Mama Mu buduje - Jujja & Tomas Wieslander


Kolejna pozycja Wydawnictwa ZAKAMARKI w naszej biblioteczce i kolejny już strzał w dziesiątkę. Tym razem nie strzelaliśmy jednak zupełnie w ciemno. Mamę Mu poznaliśmy na kilkadziesiąt minut przed zakupem książki. Kolorowa, rozśpiewana, dynamiczna i baaardzo zabawna - szybko podbiła nasze serca. Spotkaliśmy ją w jednym z warszawskich parków, gdzie popasała, ku pociesze dzieci. 

Mieszkańcy stolicy w sezonie letnim będą mieli jeszcze niejedną okazję by poznać Mamę Mu. Wszystko za sprawą inicjatywy Teatru Plac Zabaw, który podróżuje po warszawskich parkach by w niecodzienny sposób oswajać dzieci ze sztuką. W zeszłym roku prezentował przygody Elmera - słonia w kratkę. Niestety, nie mieliśmy okazji ich obejrzeć. W tym roku na scenie rządzi niezwykle pomysłowa krowa i jej sceptyczny przyjaciel Pan Wrona. Ich dialogi budzą uśmiech na ustach zarówno dorosłej, jak i młodszej publiczności. Starszy był zachwycony, opiekunowie również. Do tego stopnia, że po przedstawieniu tata z synem dumnie biegali po scenie przebrani za krowę (syn był głową, a tata zadkiem - ech, czego się nie robi dla dzieci!). Jedynie Młodszym zabrakło cierpliwości, ale cóż począć - jeszcze taki wiek. 

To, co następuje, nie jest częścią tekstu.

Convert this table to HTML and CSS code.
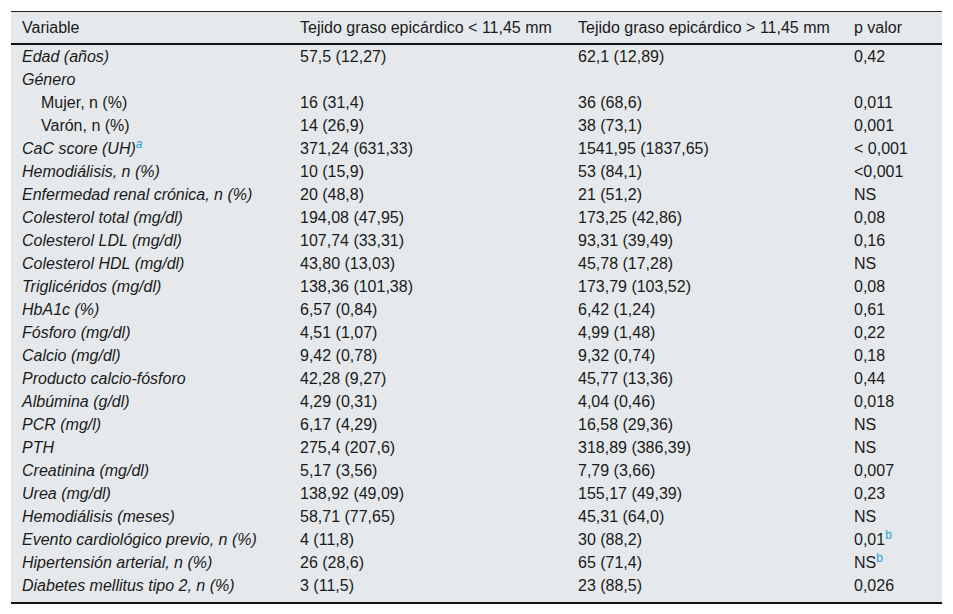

Po spektaklu natychmiast pobiegliśmy do stoiska z książkami. Starszy wybrał sobie pozycję "Mama Mu buduje", Średni - "Mama Mu nabija sobie guza", a Młodszy niestety wolał plac zabaw. W każdej z nabytych przez nas książeczek pojawiła się dedykacja Mamy Mu, co było dodatkową atrakcją dla chłopaków.
Dedykacja dla Starszego od Mamy Mu.
Jeszcze tego samego wieczoru usiedliśmy do lektury. Wesoła i niezwykle pomysłowa Mama Mu nie znudziła się Starszemu po pierwszym razie. Po drugim chciał jeszcze. Po trzecim wciąż czuł  niedosyt, ale okropna mama ostatecznie zdecydowała o tym, że koniec czytania w owym dniu, bo pora już najwyższa na sen, chociaż sama poczytałaby jeszcze i jeszcze...

Wszystkiemu winien jest... humor! Książka jest niezwykle zabawna i co najważniejsze, nie bawi tylko dorosłych. Sytuacje budzące uśmiech na ustach zrozumiałe są także dla dzieci. Sama postać głównej bohaterki jest bardzo ciekawa, bo choć tytuł sugeruje, że mamy do czynienia z kimś dorosłym i odpowiedzialnym, to charakter krowy dobitnie temu zaprzecza. Nosi ona wszelkie znamiona dziecka. Kreatywna  i uparta  - wdrapuje się na drzewo, by tam zbudować sobie domek. W codzienności dostrzega to, co nam dorosłym czasem przemyka między oczyma niezauważone, jak choćby słońce przeświecające przez konary drzew. Jej specyficzny sposób myślenia bawi naiwnością jakże typową dla maluchów. Dla zachowania równowagi w świecie Mamy Mu jest jeszcze Pan Wrona - twardo stąpający po ziemi i sceptycznie podchodzący do wszelkich pomysłów przyjaciółki, choć ulegający jej "argumentom" w ostatecznym rozrachunku. Niezwykłe to, choć bardzo zgrabne połączenie dwóch przeciwności.

Fragmenty książki - www.zakamarki.pl
Jedyne przed czym muszę ostrzec czytelników, którzy znają Mamę Mu wyłącznie z przedstawienia, to niezgodność scenografii z grafiką, której autorem jest Szwed - Sven Nordqvist. W sztuce główna bohaterka jest nowoczesna, w książce - bardziej tradycyjna. Nam podobała się i jedna, i druga. Jak zwykł mawiać dyplomatycznie Starszy - tak samo!
Zdjęcie z filmu promującego przedstawienie - www.teatrplaczabaw.pl
Już nie możemy doczekać się na powrót Średniego z wakacji. Koniecznie musimy wymienić się książkami!